PROVIDED DATA:

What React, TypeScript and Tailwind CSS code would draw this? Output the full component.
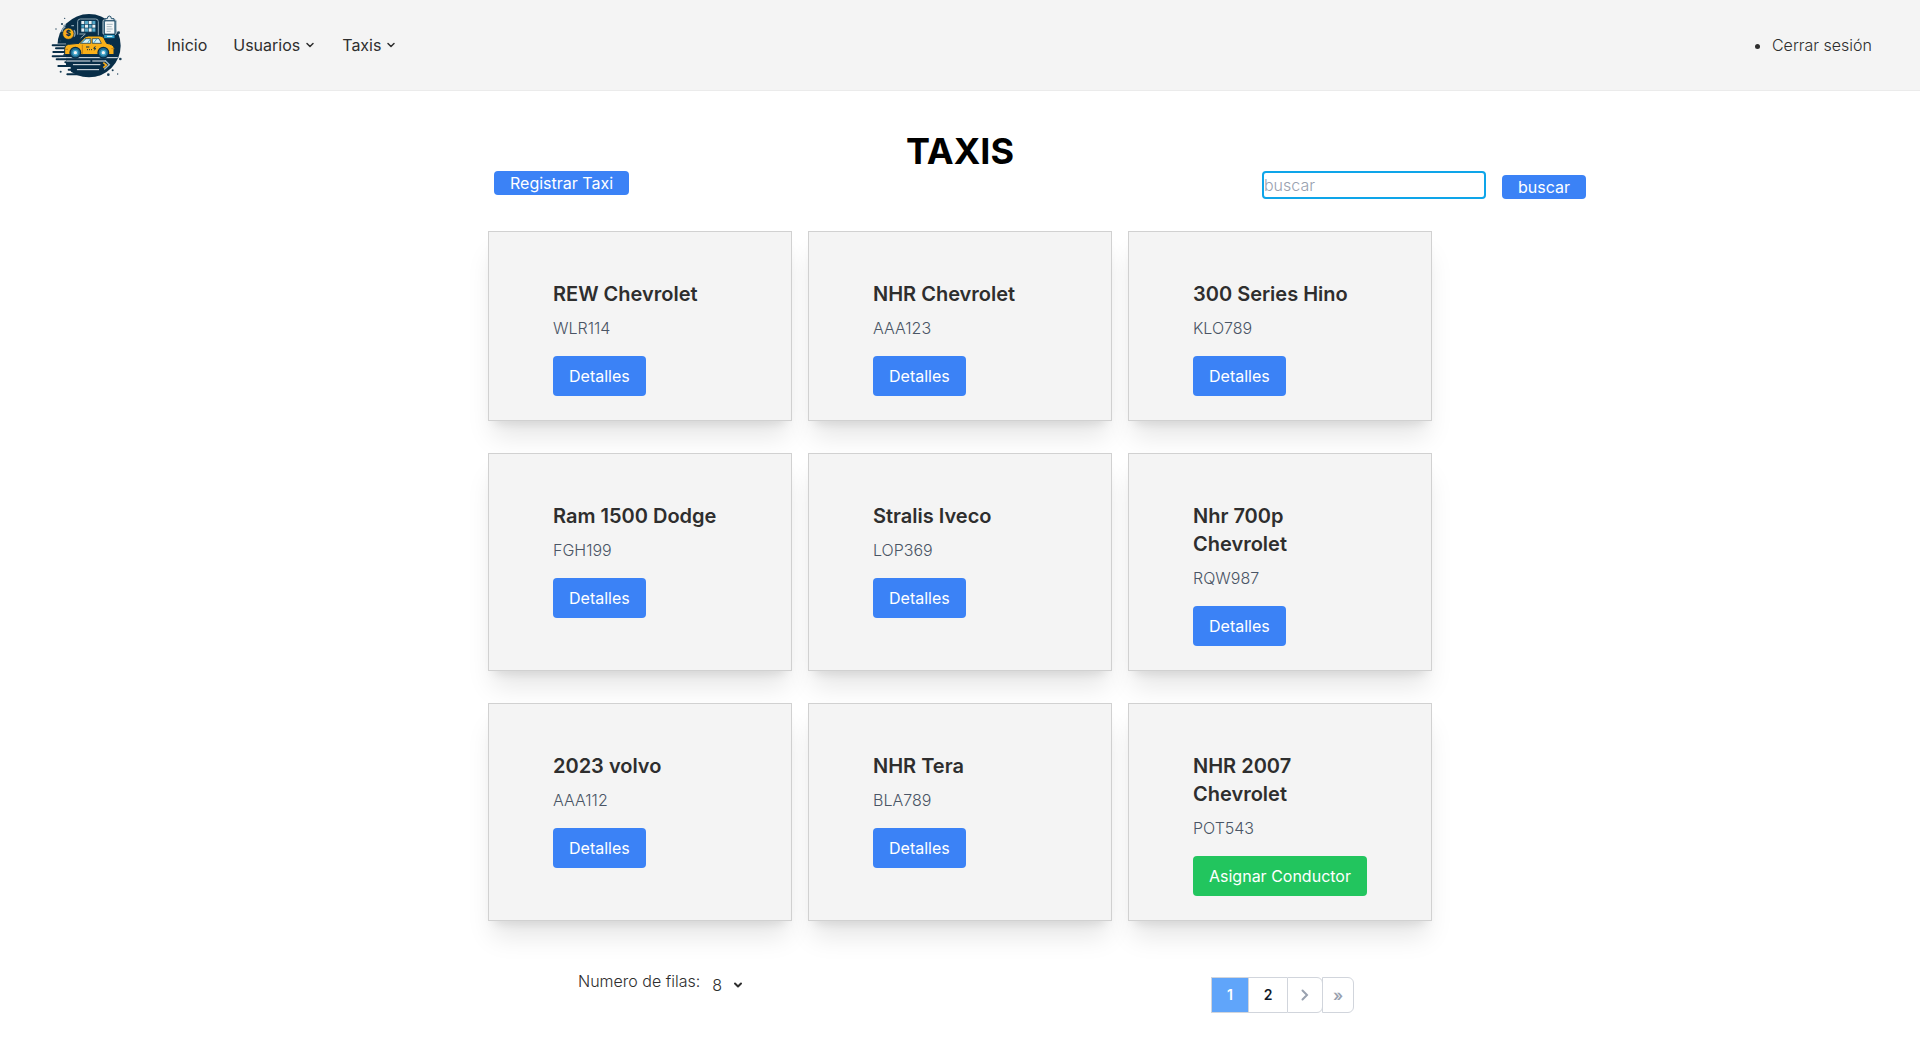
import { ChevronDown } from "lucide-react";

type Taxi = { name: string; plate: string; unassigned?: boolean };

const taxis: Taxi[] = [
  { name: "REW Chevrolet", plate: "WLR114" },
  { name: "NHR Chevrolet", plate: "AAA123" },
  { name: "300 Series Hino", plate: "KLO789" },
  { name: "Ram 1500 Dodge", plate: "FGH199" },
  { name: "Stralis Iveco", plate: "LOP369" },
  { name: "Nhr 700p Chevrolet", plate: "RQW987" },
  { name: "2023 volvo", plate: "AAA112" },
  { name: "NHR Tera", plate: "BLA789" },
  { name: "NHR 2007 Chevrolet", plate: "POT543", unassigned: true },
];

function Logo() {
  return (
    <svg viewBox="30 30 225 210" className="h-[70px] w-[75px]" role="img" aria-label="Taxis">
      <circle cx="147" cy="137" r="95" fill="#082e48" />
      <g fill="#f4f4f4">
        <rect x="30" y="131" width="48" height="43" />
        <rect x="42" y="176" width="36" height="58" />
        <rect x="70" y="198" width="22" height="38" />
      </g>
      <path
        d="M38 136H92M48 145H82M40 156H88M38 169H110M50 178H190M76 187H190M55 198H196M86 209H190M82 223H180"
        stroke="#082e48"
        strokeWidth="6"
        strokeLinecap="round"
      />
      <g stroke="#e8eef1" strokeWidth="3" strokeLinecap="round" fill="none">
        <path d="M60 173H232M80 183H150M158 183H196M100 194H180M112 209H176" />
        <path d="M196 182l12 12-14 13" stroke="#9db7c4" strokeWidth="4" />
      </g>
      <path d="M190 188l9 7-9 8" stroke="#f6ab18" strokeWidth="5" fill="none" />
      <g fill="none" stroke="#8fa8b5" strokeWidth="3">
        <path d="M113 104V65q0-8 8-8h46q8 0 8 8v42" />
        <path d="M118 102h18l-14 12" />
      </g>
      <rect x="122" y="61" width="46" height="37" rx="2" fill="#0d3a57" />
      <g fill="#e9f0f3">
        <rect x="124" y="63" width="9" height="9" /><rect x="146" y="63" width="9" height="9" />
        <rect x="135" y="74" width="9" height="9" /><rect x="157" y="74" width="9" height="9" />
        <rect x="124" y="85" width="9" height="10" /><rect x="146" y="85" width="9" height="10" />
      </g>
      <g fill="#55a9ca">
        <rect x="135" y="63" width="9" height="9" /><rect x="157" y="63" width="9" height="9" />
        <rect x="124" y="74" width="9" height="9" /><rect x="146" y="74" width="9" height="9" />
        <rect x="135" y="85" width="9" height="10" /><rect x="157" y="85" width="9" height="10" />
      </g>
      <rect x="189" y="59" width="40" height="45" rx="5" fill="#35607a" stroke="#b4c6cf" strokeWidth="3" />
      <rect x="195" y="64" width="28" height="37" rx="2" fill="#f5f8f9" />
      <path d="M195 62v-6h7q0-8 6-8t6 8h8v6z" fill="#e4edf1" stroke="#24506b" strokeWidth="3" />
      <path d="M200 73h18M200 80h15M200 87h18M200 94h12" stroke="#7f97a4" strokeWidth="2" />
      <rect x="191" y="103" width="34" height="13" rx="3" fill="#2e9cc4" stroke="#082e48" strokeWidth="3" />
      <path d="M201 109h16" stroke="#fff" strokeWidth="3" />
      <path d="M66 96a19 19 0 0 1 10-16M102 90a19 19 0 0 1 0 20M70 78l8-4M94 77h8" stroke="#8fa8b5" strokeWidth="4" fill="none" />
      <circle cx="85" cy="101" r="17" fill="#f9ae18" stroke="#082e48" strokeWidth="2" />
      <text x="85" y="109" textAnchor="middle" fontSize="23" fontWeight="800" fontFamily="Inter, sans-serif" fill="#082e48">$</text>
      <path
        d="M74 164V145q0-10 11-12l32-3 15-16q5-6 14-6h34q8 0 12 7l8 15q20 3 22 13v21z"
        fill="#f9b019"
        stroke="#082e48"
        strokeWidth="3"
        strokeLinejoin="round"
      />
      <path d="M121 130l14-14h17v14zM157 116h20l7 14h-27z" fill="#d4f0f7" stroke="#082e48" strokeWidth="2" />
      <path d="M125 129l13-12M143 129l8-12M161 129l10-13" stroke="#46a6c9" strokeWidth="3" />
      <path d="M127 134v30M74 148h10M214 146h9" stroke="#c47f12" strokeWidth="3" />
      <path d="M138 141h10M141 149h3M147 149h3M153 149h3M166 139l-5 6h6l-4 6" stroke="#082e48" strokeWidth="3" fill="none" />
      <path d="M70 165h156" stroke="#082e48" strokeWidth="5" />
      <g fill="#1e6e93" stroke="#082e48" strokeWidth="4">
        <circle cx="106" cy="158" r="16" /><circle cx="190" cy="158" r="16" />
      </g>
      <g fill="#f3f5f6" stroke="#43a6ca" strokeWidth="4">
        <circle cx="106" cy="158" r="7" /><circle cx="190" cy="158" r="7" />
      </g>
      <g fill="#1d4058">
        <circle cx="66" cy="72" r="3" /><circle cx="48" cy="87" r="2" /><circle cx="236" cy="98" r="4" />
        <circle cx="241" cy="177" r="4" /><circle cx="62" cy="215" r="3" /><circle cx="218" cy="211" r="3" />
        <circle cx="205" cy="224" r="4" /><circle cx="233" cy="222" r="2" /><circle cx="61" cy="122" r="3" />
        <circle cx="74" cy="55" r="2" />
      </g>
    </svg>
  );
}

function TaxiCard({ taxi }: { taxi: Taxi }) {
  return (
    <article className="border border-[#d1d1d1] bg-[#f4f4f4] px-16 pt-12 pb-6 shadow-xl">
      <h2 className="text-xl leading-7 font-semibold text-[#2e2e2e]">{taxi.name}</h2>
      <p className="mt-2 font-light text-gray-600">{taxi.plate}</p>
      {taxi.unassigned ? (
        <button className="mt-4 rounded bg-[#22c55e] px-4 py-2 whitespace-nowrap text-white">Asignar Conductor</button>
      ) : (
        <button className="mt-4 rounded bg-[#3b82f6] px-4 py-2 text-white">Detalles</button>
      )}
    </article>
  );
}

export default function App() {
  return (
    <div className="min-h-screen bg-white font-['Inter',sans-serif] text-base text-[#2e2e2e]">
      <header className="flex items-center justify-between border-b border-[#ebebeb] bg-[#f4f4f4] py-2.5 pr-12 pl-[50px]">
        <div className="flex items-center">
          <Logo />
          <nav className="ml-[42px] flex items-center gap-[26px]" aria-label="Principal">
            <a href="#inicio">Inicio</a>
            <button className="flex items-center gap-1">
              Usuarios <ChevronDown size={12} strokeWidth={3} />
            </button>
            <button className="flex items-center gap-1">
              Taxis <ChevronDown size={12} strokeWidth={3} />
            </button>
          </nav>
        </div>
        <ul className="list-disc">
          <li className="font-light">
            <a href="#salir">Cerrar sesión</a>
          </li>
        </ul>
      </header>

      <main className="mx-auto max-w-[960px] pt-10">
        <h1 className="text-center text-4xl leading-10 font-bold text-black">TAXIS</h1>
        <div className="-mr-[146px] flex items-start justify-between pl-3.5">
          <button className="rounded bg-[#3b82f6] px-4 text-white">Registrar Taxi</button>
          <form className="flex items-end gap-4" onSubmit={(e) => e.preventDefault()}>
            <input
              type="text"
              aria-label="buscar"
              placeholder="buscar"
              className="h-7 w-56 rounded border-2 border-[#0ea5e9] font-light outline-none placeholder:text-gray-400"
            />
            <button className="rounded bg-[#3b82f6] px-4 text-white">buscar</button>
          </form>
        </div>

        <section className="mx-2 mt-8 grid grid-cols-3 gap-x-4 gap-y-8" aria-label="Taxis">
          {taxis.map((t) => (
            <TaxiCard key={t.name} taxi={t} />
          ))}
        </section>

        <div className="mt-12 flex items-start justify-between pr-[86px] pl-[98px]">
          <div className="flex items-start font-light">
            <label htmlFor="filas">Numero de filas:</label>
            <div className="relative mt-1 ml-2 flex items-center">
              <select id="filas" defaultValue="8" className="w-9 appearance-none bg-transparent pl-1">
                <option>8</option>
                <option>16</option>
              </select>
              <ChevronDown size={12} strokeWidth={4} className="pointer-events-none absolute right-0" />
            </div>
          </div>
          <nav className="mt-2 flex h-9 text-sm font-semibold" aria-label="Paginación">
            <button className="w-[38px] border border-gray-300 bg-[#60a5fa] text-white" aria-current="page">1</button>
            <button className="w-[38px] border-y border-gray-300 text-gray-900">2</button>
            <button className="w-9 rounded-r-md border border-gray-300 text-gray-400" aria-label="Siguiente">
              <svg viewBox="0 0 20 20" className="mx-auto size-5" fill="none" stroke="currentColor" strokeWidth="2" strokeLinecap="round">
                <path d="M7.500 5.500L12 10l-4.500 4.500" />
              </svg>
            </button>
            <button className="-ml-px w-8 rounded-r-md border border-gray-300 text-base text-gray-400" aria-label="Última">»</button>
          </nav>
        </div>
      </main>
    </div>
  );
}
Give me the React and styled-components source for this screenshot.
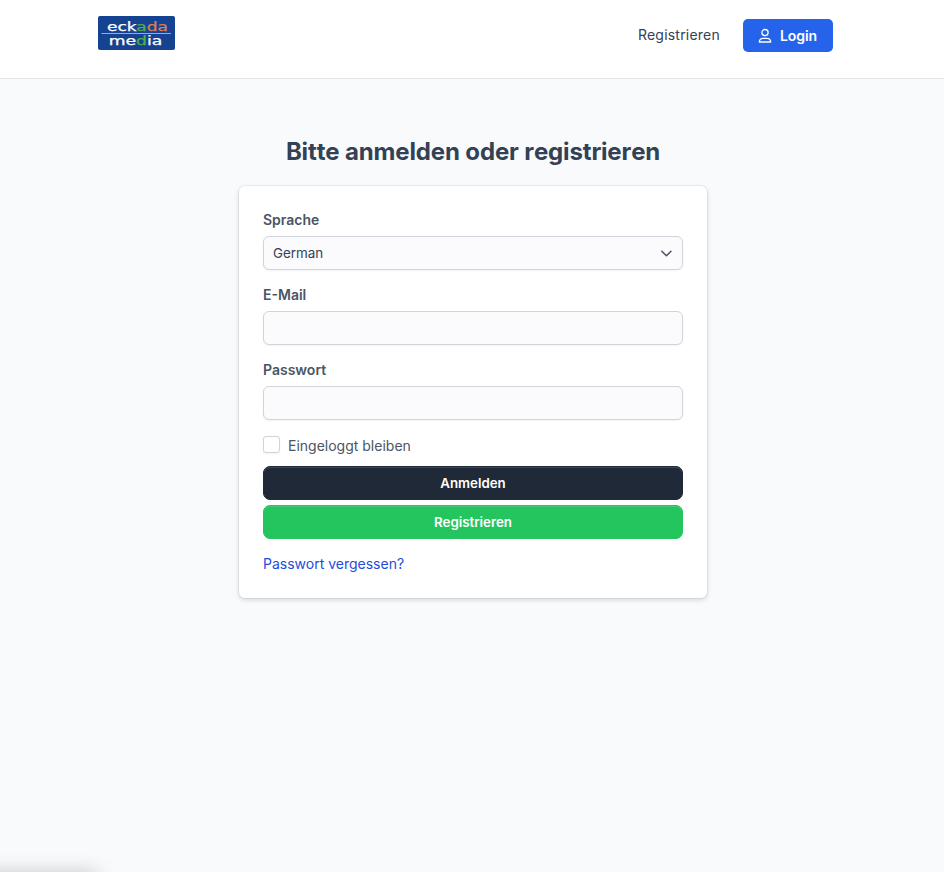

PROBLEM TO SOLVE:
List the lines that contain the word "this".

ANSWER IN FULL:
What React, TypeScript and Tailwind CSS code would draw this? Output the full component.
Give me the React and styled-components source for this screenshot.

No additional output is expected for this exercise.